When he was at school he got a School Name, called Ming Hai (Clear Sea). His uncle said it will do as a Monk's Name too.
They sail across a lake. What a big lake! They walk through a town. A busy town: spice shops, tax offices, butcheries with slices of pork, a donkey in the sesame mill (the smell of sesame spills onto the street), a clothes shop, people selling flower seeds, a barber, someone selling embroidery and threads, a man with medicines, someone blowing out figures from syrup, a woman with a snake... Sunny wants to see them all. Uncle has to push him: “let's go!”
They come to a creek. Here a boat awaits them, and onboard stands a skinny old grandpa in his 60s, and a girl Sunny's age sits in front. She's peeling a lotus flower to eat the seeds. Once Sunny and Uncle sit down, the boat slowly begins to move.

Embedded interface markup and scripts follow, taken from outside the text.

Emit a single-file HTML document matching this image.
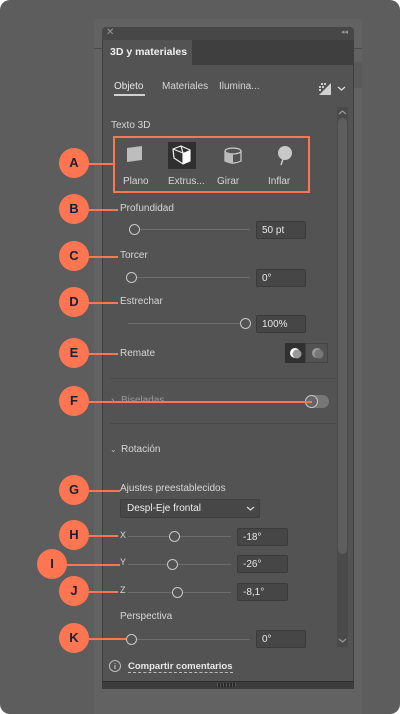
<!DOCTYPE html>
<html><head><meta charset="utf-8"><style>
*{margin:0;padding:0;box-sizing:border-box}
body{width:400px;height:714px;background:#fff;font-family:"Liberation Sans",sans-serif;overflow:hidden;position:relative}
.a{position:absolute}
.t{position:absolute;color:#d6d6d6;font-size:10px;line-height:12px;white-space:nowrap}
.in{position:absolute;background:#464646;border:1px solid #3a3a3a;border-radius:2px;color:#e8e8e8;font-size:10px;padding:3px 0 0 5px;height:18px}
.tr{position:absolute;height:1px;background:#6e6e6e}
.kn{position:absolute;width:11px;height:11px;border:1.6px solid #c8c8c8;border-radius:50%;background:#535353}
.c{position:absolute;width:30px;height:30px;border-radius:50%;background:#fe7552;color:#1c2033;font-weight:bold;font-size:13px;text-align:center;line-height:30px}
.l{position:absolute;height:1.5px;background:#fe7552}
</style></head><body>
<div class="a" style="left:0;top:0;width:400px;height:714px;background:#5d5d5d;border-radius:10px"></div>
<div class="a" style="left:94px;top:19px;width:268px;height:695px;background:#626262"></div>
<div class="a" style="left:94px;top:48px;width:8px;height:1px;background:#4a4a4a"></div>
<div class="a" style="left:353px;top:48px;width:9px;height:1px;background:#4a4a4a"></div>
<div class="a" style="left:353px;top:62px;width:9px;height:26px;background:#595959"></div>
<!-- panel -->
<div class="a" style="left:102px;top:27px;width:252px;height:662px;background:#535353;border:1px solid #3f3f3f;border-radius:4px 4px 0 0"></div>
<div class="a" style="left:102px;top:27px;width:252px;height:13px;background:#474747;border-radius:4px 4px 0 0"></div>
<div class="t" style="left:106px;top:27px;font-size:10px;color:#9a9a9a">✕</div>
<div class="t" style="left:341px;top:27px;font-size:7px;color:#9a9a9a">◂◂</div>
<div class="a" style="left:103px;top:40px;width:250px;height:25px;background:#3f3f3f"></div>
<div class="a" style="left:103px;top:40px;width:89px;height:25px;background:#535353"></div>
<div class="t" style="left:110px;top:46px;color:#f0f0f0;font-size:10.5px;font-weight:bold">3D y materiales</div>
<div class="t" style="left:114px;top:81px;color:#e8e8e8">Objeto</div>
<div class="a" style="left:114px;top:94px;width:31px;height:1.5px;background:#d0d0d0"></div>
<div class="t" style="left:162px;top:81px">Materiales</div>
<div class="t" style="left:219px;top:81px">Ilumina...</div>
<svg class="a" style="left:318px;top:82px" width="14" height="14"><path d="M13 1 V13 H1 Z" fill="#d0d0d0"/><rect x="3" y="1" width="2" height="2" fill="#ccc"/><rect x="6" y="1" width="2" height="2" fill="#ccc"/><rect x="1" y="4" width="2" height="2" fill="#ccc"/><rect x="4" y="4" width="2" height="2" fill="#ccc"/><rect x="1" y="7" width="2" height="2" fill="#ccc"/></svg>
<svg class="a" style="left:337px;top:85px" width="9" height="7"><path d="M1 2 L4.5 5 L8 2" stroke="#ddd" stroke-width="1.3" fill="none"/></svg>
<!-- scrollbar -->
<div class="a" style="left:337px;top:107px;width:11px;height:540px;background:#4a4a4a"></div>
<div class="a" style="left:338px;top:118px;width:9px;height:436px;background:#5e5e5e;border-radius:5px"></div>
<svg class="a" style="left:338px;top:109px" width="9" height="6"><path d="M1 5 L4.5 2 L8 5" stroke="#999" stroke-width="1.2" fill="none"/></svg>
<svg class="a" style="left:338px;top:638px" width="9" height="6"><path d="M1 1 L4.5 4 L8 1" stroke="#999" stroke-width="1.2" fill="none"/></svg>
<div class="t" style="left:111px;top:120px">Texto 3D</div>
<!-- 3D types box -->
<div class="a" style="left:113px;top:136px;width:197px;height:57px;border:2px solid #fe7552"></div>
<svg class="a" style="left:126px;top:145px" width="18" height="18"><path d="M1 3 L16 1 L16 15 L1 17 Z" fill="#bdbdbd"/></svg>
<div class="a" style="left:168px;top:142px;width:28px;height:27px;background:#2f2f2f"></div>
<svg class="a" style="left:171px;top:144px" width="22" height="22"><path d="M2 5 L10 2 L19 6 L19 17 L12 20 L3 14 Z" fill="none" stroke="#eee" stroke-width="1.2"/><path d="M12 9 L19 6 L19 17 L12 20 Z" fill="#fff"/><path d="M2 5 L12 9 L12 20 M12 9 L10 2" stroke="#eee" stroke-width="1.2" fill="none"/></svg>
<svg class="a" style="left:222px;top:146px" width="22" height="20"><ellipse cx="11" cy="5" rx="8" ry="3" fill="none" stroke="#ccc" stroke-width="1.2"/><path d="M3 5 V15 Q11 19 19 15 V5" fill="none" stroke="#ccc" stroke-width="1.2"/><path d="M3 6 L11 8 V18 Q6 17 3 15 Z" fill="#bbb"/></svg>
<svg class="a" style="left:276px;top:145px" width="18" height="22"><circle cx="9" cy="8" r="7" fill="#c8c8c8"/><path d="M7 14 L5 20" stroke="#c8c8c8" stroke-width="1.5"/></svg>
<div class="t" style="left:123px;top:176px">Plano</div>
<div class="t" style="left:168px;top:176px">Extrus...</div>
<div class="t" style="left:217px;top:176px">Girar</div>
<div class="t" style="left:268px;top:176px">Inflar</div>
<div class="t" style="left:120px;top:203px">Profundidad</div>
<div class="tr" style="left:134px;top:229px;width:116px"></div><div class="kn" style="left:129px;top:224px"></div>
<div class="in" style="left:256px;top:221px;width:50px">50 pt</div>
<div class="t" style="left:120px;top:250px">Torcer</div>
<div class="tr" style="left:131px;top:277px;width:119px"></div><div class="kn" style="left:126px;top:272px"></div>
<div class="in" style="left:256px;top:269px;width:50px">0°</div>
<div class="t" style="left:120px;top:296px">Estrechar</div>
<div class="tr" style="left:128px;top:323px;width:117px"></div><div class="kn" style="left:240px;top:318px"></div>
<div class="in" style="left:256px;top:315px;width:50px">100%</div>
<div class="t" style="left:120px;top:348px">Remate</div>
<div class="a" style="left:285px;top:343px;width:20px;height:20px;background:#303030"></div>
<div class="a" style="left:305px;top:343px;width:23px;height:20px;border:1px solid #444"></div>
<svg class="a" style="left:287px;top:345px" width="40" height="16"><circle cx="8" cy="8" r="5" fill="#fff"/><circle cx="10" cy="9" r="4.5" fill="#999"/><circle cx="30" cy="8" r="5" fill="#999"/><circle cx="32" cy="9" r="4.5" fill="#777"/></svg>
<div class="a" style="left:110px;top:378px;width:226px;height:1px;background:#484848"></div>
<div class="t" style="left:111px;top:395px;color:#aaa">›</div>
<div class="t" style="left:121px;top:395px;color:#9a9a9a">Biseladas</div>
<div class="a" style="left:305px;top:395px;width:24px;height:13px;background:#777;border-radius:7px"></div>
<div class="kn" style="left:305px;top:395px;width:13px;height:13px;background:#666"></div>
<div class="a" style="left:110px;top:423px;width:226px;height:1px;background:#484848"></div>
<div class="t" style="left:110px;top:444px;font-size:8px;color:#bbb">⌄</div>
<div class="t" style="left:121px;top:444px">Rotación</div>
<div class="t" style="left:120px;top:483px">Ajustes preestablecidos</div>
<div class="a" style="left:120px;top:499px;width:140px;height:19px;background:#474747;border:1px solid #3e3e3e;border-radius:2px"></div>
<div class="t" style="left:127px;top:503px;color:#eee">Despl-Eje frontal</div>
<svg class="a" style="left:246px;top:506px" width="9" height="6"><path d="M1 1 L4.5 4 L8 1" stroke="#ddd" stroke-width="1.2" fill="none"/></svg>
<div class="t" style="left:120px;top:529px;font-size:9px">X</div>
<div class="tr" style="left:128px;top:536px;width:103px"></div><div class="kn" style="left:169px;top:531px"></div>
<div class="in" style="left:237px;top:528px;width:51px">-18°</div>
<div class="t" style="left:120px;top:556px;font-size:9px">Y</div>
<div class="tr" style="left:128px;top:564px;width:103px"></div><div class="kn" style="left:167px;top:559px"></div>
<div class="in" style="left:237px;top:555px;width:51px">-26°</div>
<div class="t" style="left:120px;top:584px;font-size:9px">Z</div>
<div class="tr" style="left:128px;top:592px;width:103px"></div><div class="kn" style="left:172px;top:587px"></div>
<div class="in" style="left:237px;top:583px;width:51px">-8,1°</div>
<div class="t" style="left:120px;top:611px">Perspectiva</div>
<div class="tr" style="left:131px;top:639px;width:119px"></div><div class="kn" style="left:126px;top:634px"></div>
<div class="in" style="left:256px;top:630px;width:50px">0°</div>
<svg class="a" style="left:108px;top:659px" width="14" height="14"><circle cx="7" cy="7" r="5.5" fill="none" stroke="#bbb" stroke-width="1"/><path d="M7 6 V10 M7 4 V4.8" stroke="#bbb" stroke-width="1.2"/></svg>
<div class="t" style="left:128px;top:661px;color:#e8e8e8;font-weight:bold;font-size:9.5px;border-bottom:1px dashed #bbb;line-height:11px">Compartir comentarios</div>
<div class="a" style="left:102px;top:681px;width:252px;height:8px;background:#3c3c3c;border-top:1px solid #2e2e2e"></div>
<div class="a" style="left:217px;top:683px;width:19px;height:4px;background:repeating-linear-gradient(90deg,#555 0 1px,#2a2a2a 1px 3px)"></div>
<!-- callouts -->
<div class="l" style="left:80px;top:163px;width:34px"></div><div class="c" style="left:59px;top:148px">A</div>
<div class="l" style="left:80px;top:209px;width:38px"></div><div class="c" style="left:59px;top:194px">B</div>
<div class="l" style="left:80px;top:256px;width:38px"></div><div class="c" style="left:59px;top:241px">C</div>
<div class="l" style="left:80px;top:302px;width:38px"></div><div class="c" style="left:59px;top:287px">D</div>
<div class="l" style="left:80px;top:353px;width:38px"></div><div class="c" style="left:59px;top:338px">E</div>
<div class="l" style="left:80px;top:401px;width:232px"></div><div class="c" style="left:59px;top:386px">F</div>
<div class="l" style="left:80px;top:490px;width:40px"></div><div class="c" style="left:59px;top:475px">G</div>
<div class="l" style="left:80px;top:535px;width:38px"></div><div class="c" style="left:59px;top:520px">H</div>
<div class="l" style="left:60px;top:564px;width:60px"></div><div class="c" style="left:37px;top:549px">I</div>
<div class="l" style="left:80px;top:591px;width:38px"></div><div class="c" style="left:59px;top:576px">J</div>
<div class="l" style="left:80px;top:638px;width:46px"></div><div class="c" style="left:59px;top:623px">K</div>
</body></html>
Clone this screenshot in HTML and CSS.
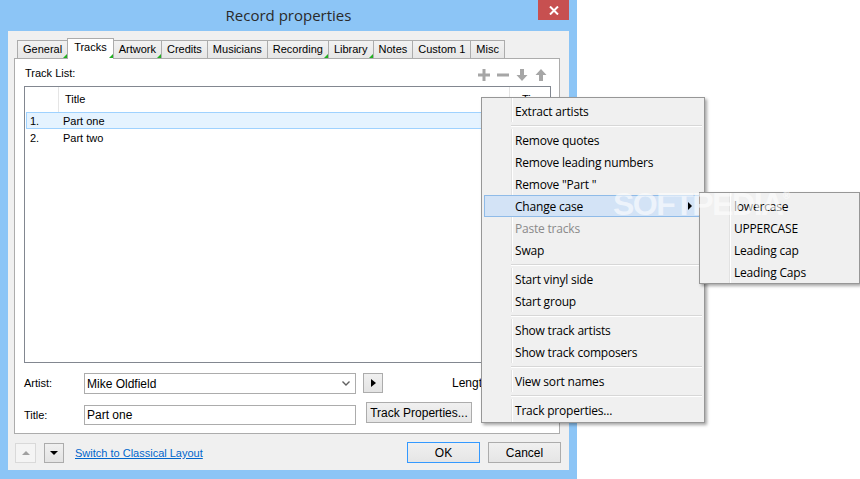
FILE: index.html
```html
<!DOCTYPE html>
<html>
<head>
<meta charset="utf-8">
<link rel="stylesheet" href="styles.css">
</head>
<body>
<div class="window">
  <div class="titlebar">
    <div class="title">Record properties</div>
    <div class="close"><svg width="10" height="9" viewBox="0 0 10 9"><path d="M1 0.5L9 8.5M9 0.5L1 8.5" stroke="#fff" stroke-width="2"/></svg></div>
  </div>
  <div class="client">
    <div class="tabs">
      <div class="tab mark">General</div>
      <div class="tab active mark">Tracks</div>
      <div class="tab mark">Artwork</div>
      <div class="tab">Credits</div>
      <div class="tab">Musicians</div>
      <div class="tab mark">Recording</div>
      <div class="tab mark">Library</div>
      <div class="tab">Notes</div>
      <div class="tab">Custom 1</div>
      <div class="tab">Misc</div>
    </div>
    <div class="panel">
      <div class="panel-head">
        <span class="lbl">Track List:</span>
        <div class="tools">
          <svg width="12" height="12" viewBox="0 0 12 12"><path d="M4.5 0h3v4.5H12v3H7.5V12h-3V7.5H0v-3h4.5z" fill="#a6a6a6"/></svg>
          <svg width="12" height="12" viewBox="0 0 12 12"><rect x="0" y="4.5" width="12" height="3" fill="#a6a6a6"/></svg>
          <svg width="12" height="12" viewBox="0 0 12 12"><path d="M4 0h4v6h3.5L6 12 0.5 6H4z" fill="#a6a6a6"/></svg>
          <svg width="12" height="12" viewBox="0 0 12 12"><path d="M4 12h4V6h3.5L6 0 0.5 6H4z" fill="#a6a6a6"/></svg>
        </div>
      </div>
      <div class="listbox">
        <div class="lv-header">
          <div class="h-num"></div>
          <div class="h-title">Title</div>
          <div class="h-time">Time</div>
        </div>
        <div class="lv-row sel"><span class="r-num">1.</span><span>Part one</span></div>
        <div class="lv-row"><span class="r-num">2.</span><span>Part two</span></div>
      </div>
      <div class="field-row">
        <span class="flabel">Artist:</span>
        <div class="combo"><span>Mike Oldfield</span><svg width="8" height="5" viewBox="0 0 8 5"><path d="M0.5 0.5L4 4 7.5 0.5" fill="none" stroke="#606060" stroke-width="1.4"/></svg></div>
        <div class="play"><svg width="5" height="8" viewBox="0 0 5 8"><path d="M0 0L5 4 0 8z" fill="#000"/></svg></div>
        <span class="length">Length:</span>
      </div>
      <div class="field-row second">
        <span class="flabel">Title:</span>
        <div class="input">Part one</div>
        <div class="btn tp">Track Properties...</div>
      </div>
    </div>
    <div class="footer">
      <div class="sbtn disabled"><svg width="8" height="4" viewBox="0 0 8 4"><path d="M0 4L4 0 8 4z" fill="#a0a0a0"/></svg></div>
      <div class="sbtn"><svg width="8" height="4" viewBox="0 0 8 4"><path d="M0 0L4 4 8 0z" fill="#000"/></svg></div>
      <a class="link">Switch to Classical Layout</a>
      <div class="btn ok">OK</div>
      <div class="btn cancel">Cancel</div>
    </div>
  </div>
</div>

<div class="menu main">
  <div class="mi">Extract artists</div>
  <div class="sep"></div>
  <div class="mi">Remove quotes</div>
  <div class="mi">Remove leading numbers</div>
  <div class="mi">Remove "Part "</div>
  <div class="mi hl">Change case<span class="arrow"></span></div>
  <div class="mi dis">Paste tracks</div>
  <div class="mi">Swap</div>
  <div class="sep"></div>
  <div class="mi">Start vinyl side</div>
  <div class="mi">Start group</div>
  <div class="sep"></div>
  <div class="mi">Show track artists</div>
  <div class="mi">Show track composers</div>
  <div class="sep"></div>
  <div class="mi">View sort names</div>
  <div class="sep"></div>
  <div class="mi">Track properties...</div>
</div>

<div class="menu sub">
  <div class="mi">lowercase</div>
  <div class="mi">UPPERCASE</div>
  <div class="mi">Leading cap</div>
  <div class="mi">Leading Caps</div>
</div>

<div class="watermark">SOFTPEDIA<sup>®</sup></div>
</body>
</html>
```

FILE: styles.css
```css
html, body {
  margin: 0;
  padding: 0;
}
body {
  width: 860px;
  height: 479px;
  background: #ffffff;
  font-family: "Liberation Sans", Arial, sans-serif;
  font-size: 11px;
  color: #000;
  position: relative;
  overflow: hidden;
}

.window {
  width: 577px;
  height: 479px;
  background: #8cc5f6;
  display: flex;
  flex-direction: column;
}

.titlebar {
  height: 31px;
  display: grid;
  grid-template-columns: 1fr auto 1fr;
  align-items: start;
}
.title {
  grid-column: 2;
  font-family: "Open Sans", "Noto Sans", sans-serif;
  font-size: 15px;
  line-height: 31px;
  color: #2a2a2a;
}
.close {
  grid-column: 3;
  justify-self: end;
  margin-right: 8px;
  width: 31px;
  height: 20px;
  background: #c75050;
  display: flex;
  align-items: center;
  justify-content: center;
}

.client {
  margin: 0 8px;
  height: 439px;
  background: #f0f0f0;
  display: flex;
  flex-direction: column;
}

/* tabs */
.tabs {
  display: flex;
  align-items: flex-end;
  height: 20px;
  margin-top: 7px;
  padding-left: 9px;
  position: relative;
  z-index: 1;
}
.tab {
  position: relative;
  box-sizing: border-box;
  height: 18px;
  line-height: 17px;
  padding: 0 5px;
  border: 1px solid #acacac;
  border-bottom: none;
  margin-right: -1px;
  background: linear-gradient(#f2f2f2, #e6e6e6);
  white-space: nowrap;
}
.tab.active {
  height: 21px;
  line-height: 17px;
  margin: 0 -1px -1px 0;
  padding: 0 6px;
  background: #fff;
  z-index: 2;
}
.tab.mark::after {
  content: "";
  position: absolute;
  right: 0;
  bottom: 0;
  border-left: 4px solid transparent;
  border-bottom: 4px solid #22b022;
}
.tab.active.mark::after {
  bottom: 1px;
}

/* panel */
.panel {
  margin-left: 6px;
  width: 546px;
  height: 376px;
  box-sizing: border-box;
  border: 1px solid #acacac;
  background: #fff;
  padding: 0 8px 0 9px;
  display: flex;
  flex-direction: column;
}
.panel-head {
  height: 27px;
  display: flex;
  align-items: center;
  justify-content: space-between;
}
.lbl {
  padding-left: 1px;
}
.tools {
  display: flex;
  gap: 7px;
  margin-right: 4px;
  margin-top: 4px;
}
.tools svg {
  display: block;
}

.listbox {
  height: 277px;
  box-sizing: border-box;
  border: 1px solid #828790;
  overflow: hidden;
}
.lv-header {
  display: flex;
  height: 25px;
}
.h-num {
  width: 33px;
  border-right: 1px solid #e5e5e5;
}
.h-title {
  width: 444px;
  padding-left: 6px;
  line-height: 25px;
  border-right: 1px solid #e5e5e5;
}
.h-time {
  padding-left: 12px;
  line-height: 25px;
  white-space: nowrap;
}
.lv-row {
  display: flex;
  align-items: center;
  height: 17px;
  box-sizing: border-box;
  margin: 0 2px 0 1px;
  border: 1px solid transparent;
}
.lv-row.sel {
  background: #e5f3ff;
  border-color: #9fd2ff;
}
.r-num {
  width: 33px;
  padding-left: 3px;
}

.field-row {
  display: flex;
  align-items: flex-start;
  height: 22px;
  margin-top: 10px;
}
.field-row.second {
  margin-top: 7px;
}
.flabel {
  width: 60px;
  line-height: 21px;
}
.combo {
  width: 272px;
  height: 21px;
  box-sizing: border-box;
  border: 1px solid #acacac;
  background: #fff;
  display: flex;
  align-items: center;
  justify-content: space-between;
  padding: 0 5px 0 2px;
  font-size: 12px;
}
.play {
  margin-left: 7px;
  width: 20px;
  height: 20px;
  box-sizing: border-box;
  border: 1px solid #acacac;
  background: linear-gradient(#f0f0f0, #e3e3e3);
  display: flex;
  align-items: center;
  justify-content: center;
}
.length {
  margin-left: 69px;
  line-height: 21px;
  font-size: 12px;
}
.second .flabel {
  margin-top: 3px;
}
.input {
  margin-top: 3px;
  width: 272px;
  height: 20px;
  box-sizing: border-box;
  border: 1px solid #acacac;
  background: #fff;
  padding-left: 2px;
  line-height: 18px;
  font-size: 12px;
}
.btn {
  box-sizing: border-box;
  height: 21px;
  border: 1px solid #acacac;
  background: linear-gradient(#f0f0f0, #e5e5e5);
  display: flex;
  align-items: center;
  justify-content: center;
  font-size: 12px;
}
.btn.tp {
  margin-left: 10px;
  width: 106px;
}

/* footer */
.footer {
  display: flex;
  align-items: flex-start;
  padding: 8px 8px 0 7px;
}
.sbtn {
  margin-top: 1px;
  width: 21px;
  height: 20px;
  box-sizing: border-box;
  border: 1px solid #acacac;
  background: linear-gradient(#f0f0f0, #e3e3e3);
  display: flex;
  align-items: center;
  justify-content: center;
  margin-right: 8px;
}
.sbtn.disabled {
  border-color: #d9d9d9;
  background: #f4f4f4;
}
.sbtn + .sbtn {
  width: 20px;
}
.link {
  margin-left: 3px;
  margin-top: 1px;
  line-height: 20px;
  color: #0066cc;
  text-decoration: underline;
  font-size: 11px;
}
.btn.ok {
  margin-left: auto;
  width: 73px;
  border-color: #3399ff;
}
.btn.cancel {
  margin-left: 8px;
  width: 73px;
}

/* context menus */
.menu {
  position: absolute;
  box-sizing: border-box;
  border: 1px solid #979797;
  padding: 2px 2px 1px 2px;
  background: linear-gradient(to right, #f0f0f0 29px, #e2e2e2 29px, #e2e2e2 30px, #ffffff 30px, #ffffff 31px, #f0f0f0 31px);
  box-shadow: 2px 2px 3px rgba(0, 0, 0, 0.35);
  font-family: "Open Sans", "Noto Sans", sans-serif;
  font-size: 12px;
  color: #000;
  z-index: 10;
}
.menu.main {
  left: 481px;
  top: 97px;
  width: 224px;
}
.menu.sub {
  left: 699px;
  top: 192px;
  width: 161px;
  padding-bottom: 0;
  z-index: 11;
}
.mi {
  height: 22px;
  box-sizing: border-box;
  border: 1px solid transparent;
  padding-left: 30px;
  display: flex;
  align-items: center;
  white-space: nowrap;
  letter-spacing: -0.2px;
}
.sub .mi {
  padding-left: 31px;
}
.mi.hl {
  background: #d3e3f6;
  border-color: #8fbbe8;
}
.mi.dis {
  color: #8a8a8a;
}
.arrow {
  margin-left: auto;
  margin-right: 9px;
  width: 0;
  height: 0;
  border-left: 4px solid #000;
  border-top: 4px solid transparent;
  border-bottom: 4px solid transparent;
}
.sep {
  height: 7px;
  margin-left: 27px;
  background: linear-gradient(#f0f0f0 3px, #d7d7d7 3px, #d7d7d7 4px, #ffffff 4px, #ffffff 5px, #f0f0f0 5px);
}

.watermark {
  position: absolute;
  left: 613px;
  top: 186px;
  font-family: "Liberation Sans", Arial, sans-serif;
  font-weight: bold;
  font-size: 32px;
  letter-spacing: -1.5px;
  color: rgba(255, 255, 255, 0.6);
  z-index: 20;
  white-space: nowrap;
  pointer-events: none;
}
.watermark sup {
  font-size: 10px;
  vertical-align: 16px;
  letter-spacing: 0;
}
```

Sunny hears someone talking to him. It's the girl. “Are you the one going to the pudding An to become a monk?” Sunny nods. “They have to burn tattoos onto your head! Aren't you scared?” Sunny's not sure how to answer, so he shakes his head. “What's your name?” “Ming Hai.” “No, I mean what do they call you at home?” “They call me Sunny” “Sunny! I'm Dandelion! We'll be neighbors. Grandpa and I live next to the pudding An. Here you go!” Dandelion tosses the rest of the lotus flower to Sunny, who takes over and peels out the seeds to eat.
Grandpa rows stroke by stroke. You can only hear the oar hitting the water: “Hoo-Shoo! Hoo-Shoo!”
by temple in Bei Hai, Beijing
The pudding An sits on a nice spot on top of a hill. The hill overlooks the area, so it was picked by those building the nunnery. A creek flows pass before the gate. Outside the gate there's a large wheat field, surrounded by tall willows on three sides. Behind the gate lies a yard, where a Buddha statue sits. Someone famous wrote a pair of proses hugging the gate:
a big belly withholds what's hard to bear a hearty laugh serves those funny to meet
Behind the Buddha stands the Sacred Carrier, and past the yard is a skylit garden, where two apricot trees grow. Each side of the garden hosts three rooms, and past the garden is the temple, homing the Buddha of the Three Worlds. Even with the frame the Buddha is only just over four feet tall. To the east lies the Head Residence, and to the west is the storage. A hexagonal doorway opens up eastwards to the outside, with white doors and green characters that read:
one flower conceals an entire world look thrice and you will see three Buddhas inside
Inside the doorway is a thin, long stretch of garden – some rocks to form a bonsai mountain, a few pots of flowers, and three small rooms.
The young monk has an easy life. Every morning he wakes up, opens the gate, and sweeps the floor. The floor in the nunnery is made of smooth bricks, so it's really easy to sweep. Then he burns some incense for the Buddha and the Sacred Carrier, as well as for the Buddha of the Three Worlds in the temple. He kneels thrice, chants Namu Amida Butsu thrice, and sounds the bell thrice. The monks here don't care about morning and evening prayers, so the three bells by Sunny would suffice. Then he goes on to get the water and feed the pigs. At last he waits for the Head Monk, who is Sunny's uncle, to teach him to read the Scripts.